Households tighten belts as fuel shock tests mortgage buffers

Kiwis cut spending and drive less while cost pressures rise

Households tighten belts as fuel shock tests mortgage buffers

New research from Westpac NZ suggests Kiwi households are actively reshaping their budgets to cope with higher living costs and uncertainty from the Middle East conflict – and many borrowers have built sizeable repayment buffers.

A nationally representative survey of 530 people found 84% have already changed, or plan to change, their behaviour in response to the conflict, up from 74% in March. More than three‑quarters are worried about the financial fallout, with 44% somewhat concerned and 32% very concerned.

“Rising prices are clearly weighing on New Zealanders’ minds, but what’s encouraging is they’re so far adapting well and making a plan to get through it,” Westpac NZ chief executive Catherine McGrath (pictured) said in a media release.

The most striking shifts are in everyday spending: people cutting back on non‑essentials jumped from 28% to 43%, while the share driving less has lifted from 41% to 51%. More than a third now say they have changed how they shop for groceries.

Westpac’s card data mirror those trends, with reduced spend on discretionary items such as clothing and restaurant meals as households redirect more of their budgets towards fuel and food. Latest Stats NZ electronic card figures tell a similar story, with March retail spending growth driven largely by higher fuel outlays while core spending outside fuel is barely growing.
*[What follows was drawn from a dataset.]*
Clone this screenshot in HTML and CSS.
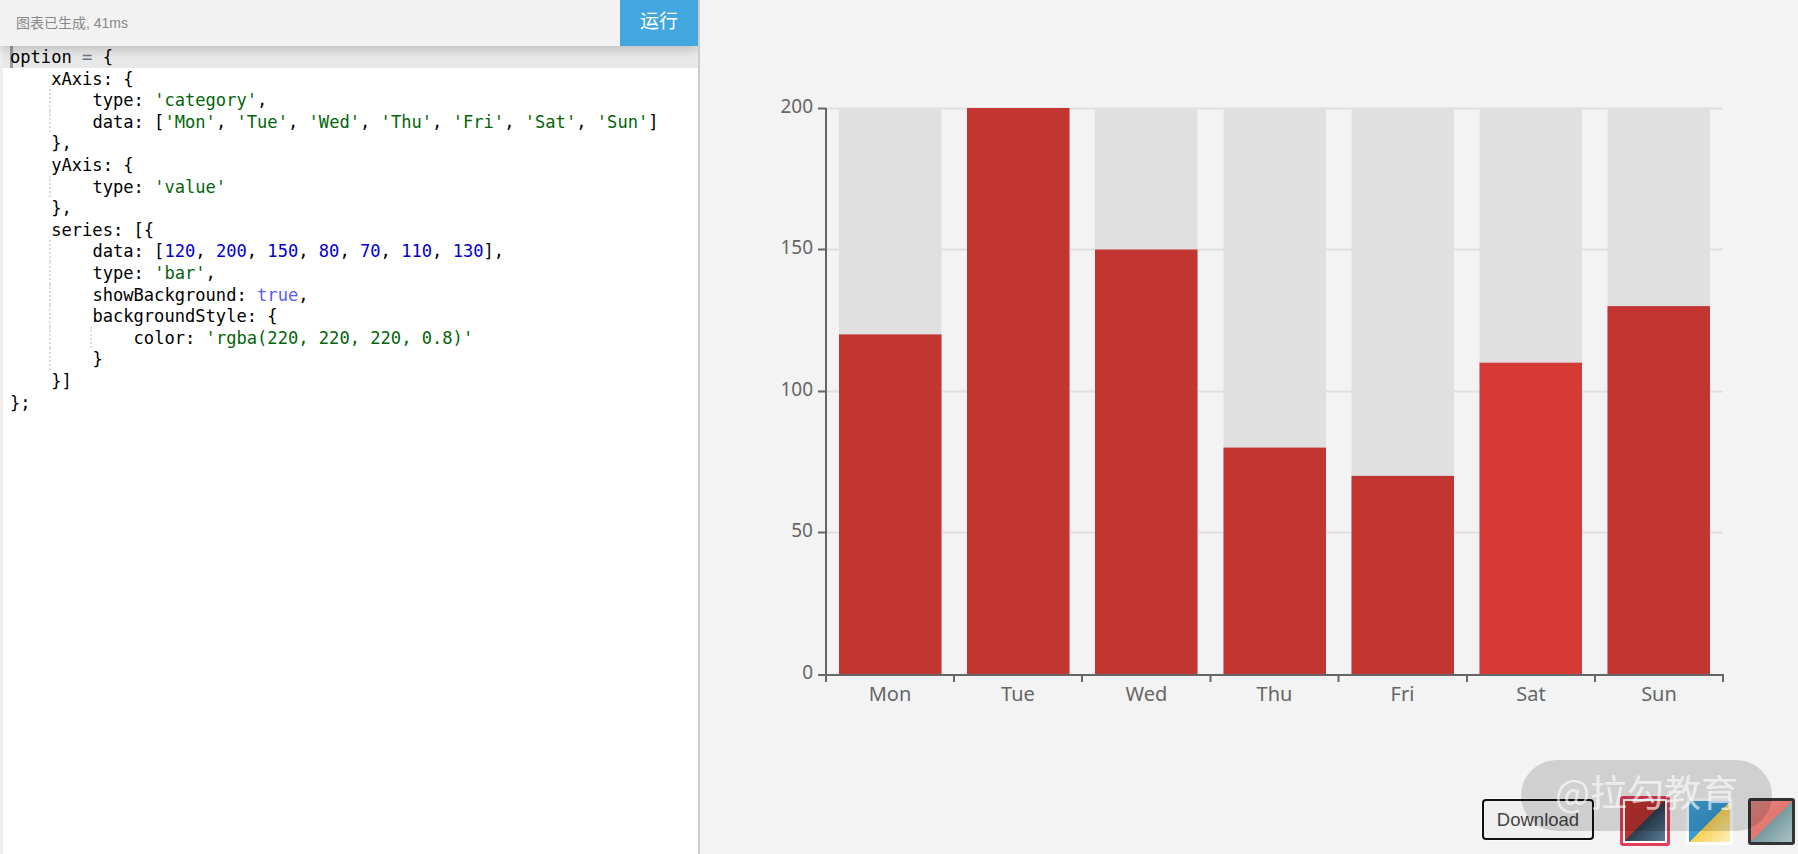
FILE: index.html
```html
<!DOCTYPE html>
<html lang="en">
<head>
    <meta charset="UTF-8">
    <meta name="viewport" content="width=device-width, initial-scale=1.0">
    <title>ECharts Editor</title>
    <link rel="stylesheet" href="styles.css">
</head>
<body>
    <div class="page">
        <div class="left-panel">
            <div class="status-bar">
                <span class="status-text">图表已生成, 41ms</span>
                <button class="run-btn">运行</button>
            </div>
            <div class="editor">
                <div class="line active">option <span class="op">=</span> {</div>
                <div class="line"><span class="ind"></span>xAxis: {</div>
                <div class="line"><span class="ind guide"></span><span class="ind"></span>type: <span class="str">'category'</span>,</div>
                <div class="line"><span class="ind guide"></span><span class="ind"></span>data: [<span class="str">'Mon'</span>, <span class="str">'Tue'</span>, <span class="str">'Wed'</span>, <span class="str">'Thu'</span>, <span class="str">'Fri'</span>, <span class="str">'Sat'</span>, <span class="str">'Sun'</span>]</div>
                <div class="line"><span class="ind"></span>},</div>
                <div class="line"><span class="ind"></span>yAxis: {</div>
                <div class="line"><span class="ind guide"></span><span class="ind"></span>type: <span class="str">'value'</span></div>
                <div class="line"><span class="ind"></span>},</div>
                <div class="line"><span class="ind"></span>series: [{</div>
                <div class="line"><span class="ind guide"></span><span class="ind"></span>data: [<span class="num">120</span>, <span class="num">200</span>, <span class="num">150</span>, <span class="num">80</span>, <span class="num">70</span>, <span class="num">110</span>, <span class="num">130</span>],</div>
                <div class="line"><span class="ind guide"></span><span class="ind"></span>type: <span class="str">'bar'</span>,</div>
                <div class="line"><span class="ind guide"></span><span class="ind"></span>showBackground: <span class="bool">true</span>,</div>
                <div class="line"><span class="ind guide"></span><span class="ind"></span>backgroundStyle: {</div>
                <div class="line"><span class="ind guide"></span><span class="ind guide"></span><span class="ind"></span>color: <span class="str">'rgba(220, 220, 220, 0.8)'</span></div>
                <div class="line"><span class="ind guide"></span><span class="ind"></span>}</div>
                <div class="line"><span class="ind"></span>}]</div>
                <div class="line">};</div>
            </div>
        </div>

        <div class="chart-panel">
            <svg class="chart" width="1098" height="796" viewBox="700 0 1098 796">
                <!-- grid lines -->
                <g class="grid">
                    <line x1="826" y1="108.5" x2="1723" y2="108.5"/>
                    <line x1="826" y1="249.5" x2="1723" y2="249.5"/>
                    <line x1="826" y1="391.5" x2="1723" y2="391.5"/>
                    <line x1="826" y1="532.5" x2="1723" y2="532.5"/>
                </g>

                <!-- background bars -->
                <g class="bar-bg">
                    <rect x="839" y="108" width="102.5" height="566"/>
                    <rect x="967" y="108" width="102.5" height="566"/>
                    <rect x="1095" y="108" width="102.5" height="566"/>
                    <rect x="1223.5" y="108" width="102.5" height="566"/>
                    <rect x="1351.5" y="108" width="102.5" height="566"/>
                    <rect x="1479.5" y="108" width="102.5" height="566"/>
                    <rect x="1607.5" y="108" width="102.5" height="566"/>
                </g>

                <!-- values -->
                <g class="bar">
                    <rect x="839" y="334.4" width="102.5" height="339.6"/>
                    <rect x="967" y="108" width="102.5" height="566"/>
                    <rect x="1095" y="249.5" width="102.5" height="424.5"/>
                    <rect x="1223.5" y="447.6" width="102.5" height="226.4"/>
                    <rect x="1351.5" y="475.9" width="102.5" height="198.1"/>
                    <rect class="hover" x="1479.5" y="362.7" width="102.5" height="311.3"/>
                    <rect x="1607.5" y="306.1" width="102.5" height="367.9"/>
                </g>

                <!-- axes -->
                <g class="axis">
                    <line x1="826" y1="108" x2="826" y2="682"/>
                    <line x1="818" y1="675" x2="1724" y2="675"/>
                    <line x1="818" y1="108.5" x2="826" y2="108.5"/>
                    <line x1="818" y1="249.5" x2="826" y2="249.5"/>
                    <line x1="818" y1="391.5" x2="826" y2="391.5"/>
                    <line x1="818" y1="532.5" x2="826" y2="532.5"/>
                    <line x1="954" y1="675" x2="954" y2="682"/>
                    <line x1="1082" y1="675" x2="1082" y2="682"/>
                    <line x1="1210.5" y1="675" x2="1210.5" y2="682"/>
                    <line x1="1338.5" y1="675" x2="1338.5" y2="682"/>
                    <line x1="1467" y1="675" x2="1467" y2="682"/>
                    <line x1="1595" y1="675" x2="1595" y2="682"/>
                    <line x1="1723" y1="675" x2="1723" y2="682"/>
                </g>

                <g class="y-labels">
                    <text x="813" y="113">200</text>
                    <text x="813" y="254">150</text>
                    <text x="813" y="396">100</text>
                    <text x="813" y="537">50</text>
                    <text x="813" y="679">0</text>
                </g>
                <g class="x-labels">
                    <text x="890" y="701">Mon</text>
                    <text x="1018" y="701">Tue</text>
                    <text x="1146.5" y="701">Wed</text>
                    <text x="1274.5" y="701">Thu</text>
                    <text x="1402.5" y="701">Fri</text>
                    <text x="1531" y="701">Sat</text>
                    <text x="1659" y="701">Sun</text>
                </g>
            </svg>

            <div class="toolbar">
                <button class="download-btn">Download</button>
                <span class="swatch swatch-red selected"><i></i></span>
                <span class="swatch swatch-blue"><i></i></span>
                <span class="swatch swatch-dark"><i></i></span>
            </div>

            <div class="watermark">@拉勾教育</div>
        </div>
    </div>
</body>
</html>
```

FILE: styles.css
```css
/* Page */
html, body {
    margin: 0;
    padding: 0;
    height: 100%;
    overflow: hidden;
}

body {
    font-family: "Liberation Sans", "Noto Sans CJK SC", sans-serif;
    background: #f3f3f3;
}

.page {
    display: flex;
    height: 854px;
}

/* Left panel */
.left-panel {
    width: 698px;
    flex: none;
    display: flex;
    flex-direction: column;
    background: #fff;
    border-right: 2px solid #ccc;
    overflow: hidden;
}

.status-bar {
    position: relative;
    z-index: 2;
    flex: none;
    height: 46px;
    display: flex;
    align-items: center;
    justify-content: space-between;
    padding-left: 16px;
    background: #f2f2f2;
    box-shadow: 0 2px 12px rgba(0, 0, 0, 0.22);
}

.status-text {
    font-size: 14px;
    color: #888;
    margin-bottom: 2px;
}

.run-btn {
    width: 78px;
    height: 46px;
    padding: 0 0 8px;
    border: none;
    background: #41a7de;
    color: #fff;
    font-family: "Noto Sans CJK SC", sans-serif;
    font-size: 19px;
}

/* Editor */
.editor {
    flex: 1;
    border-left: 3px solid #eee;
    padding-left: 7px;
    font-family: "DejaVu Sans Mono", monospace;
    font-size: 17.1px;
    color: #000;
}

.line {
    display: flex;
    height: 21.6px;
    line-height: 23px;
    white-space: pre;
}

.line.active {
    position: relative;
    isolation: isolate;
    display: block;
    margin-left: -7px;
    padding-left: 7px;
    background: #e8e8e8;
}

/* cursor */
.line.active::before {
    content: "";
    position: absolute;
    z-index: -1;
    left: 7px;
    top: 0;
    width: 3px;
    height: 100%;
    background: #999;
}

.ind {
    flex: none;
    width: 41.2px;
    box-sizing: border-box;
}

.ind.guide {
    border-right: 2px dotted #ddd;
}

.op { color: #687687; }
.str { color: #03640a; }
.num { color: #0000cd; }
.bool { color: #585cf6; }

/* Chart */
.chart-panel {
    position: relative;
    flex: 1;
    display: flex;
    flex-direction: column;
}

.chart {
    display: block;
    flex: none;
}

.grid line {
    stroke: #e0e0e0;
    stroke-width: 2;
}

.bar-bg rect {
    fill: #e0e0e0;
}

.bar rect {
    fill: #c23531;
}

.bar rect.hover {
    fill: #d53a35;
}

.axis line {
    stroke: #666;
    stroke-width: 2;
}

.y-labels text, .x-labels text {
    font-family: "Noto Sans", sans-serif;
    font-size: 19px;
    fill: #666;
}

.y-labels text {
    text-anchor: end;
}

.x-labels text {
    font-size: 20px;
    text-anchor: middle;
}

/* Theme controls */
.toolbar {
    display: flex;
    align-items: center;
    justify-content: flex-end;
    height: 50px;
    padding-right: 3px;
}

.download-btn {
    width: 112px;
    height: 41px;
    margin: 0 26px 3px 0;
    padding: 0;
    border: 2px solid #111;
    border-radius: 4px;
    background: #f0f0f0;
    box-shadow: 0 0 0 1px rgba(255, 255, 255, 0.6);
    color: #444;
    font-family: "Liberation Sans", sans-serif;
    font-size: 18.5px;
}

.swatch {
    display: block;
    box-sizing: border-box;
    width: 47px;
    height: 47px;
    margin-left: 15px;
    border: 3px solid #fff;
    border-radius: 3px;
}

.swatch i {
    display: block;
    width: 100%;
    height: 100%;
}

.swatch.selected {
    width: 50px;
    height: 50px;
    margin-left: 0;
    padding: 2px;
    border-color: #e43c59;
    background: #fff;
    margin-right: 1px;
}

.swatch-red i {
    background: linear-gradient(135deg, #c23531 0, #b5322e 50%, #2b3f50 50%, #5a7d96 100%);
}

.swatch-blue i {
    background: linear-gradient(135deg, #3fa7dc 0, #3a9ad0 50%, #f8d050 50%, #fff0c0 100%);
}

.swatch-dark {
    border-color: #333;
}

.swatch-dark i {
    background: linear-gradient(135deg, #dd8a86 0, #e4756e 50%, #759aa0 50%, #adc2c2 100%);
}

/* Watermark lies over the controls */
.watermark {
    position: absolute;
    left: 821px;
    top: 760px;
    width: 251px;
    height: 71px;
    border-radius: 36px;
    background: rgba(0, 0, 0, 0.14);
    color: rgba(255, 255, 255, 0.65);
    font-family: "Noto Sans CJK SC", sans-serif;
    font-size: 37px;
    line-height: 62px;
    text-align: center;
}
```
ASB’s latest oil‑shock modelling reinforces the pressure on household budgets, estimating that the current spike in fuel prices will add around $55 a week to average living costs over 2026, with high energy prices expected to spill over into other essentials and weaken retail spending through the year.

Mortgage customers lean on built‑up buffers

Despite these pressures, Westpac reports that many home loan customers are ahead on their repayments. Nearly two‑thirds of borrowers are more than three months in advance, and the median customer is 10.6 months ahead. That reflects a deliberate push during the 2024–25 period of falling mortgage rates to keep payments unchanged rather than reduce them.

“As a result, nearly half our fixed home loan customers are paying above their minimum, compared to a third when interest rates peaked in 2024,” McGrath said.

Those customers can temporarily lower repayments if needed to free up cashflow as fuel and grocery bills rise.

McGrath warned that the strain on many households will increase the longer disruptions from the conflict drag on, and urged anyone feeling stretched to contact their bank early, noting that the sooner issues are raised, the more options there are to restructure repayments or put a plan in place.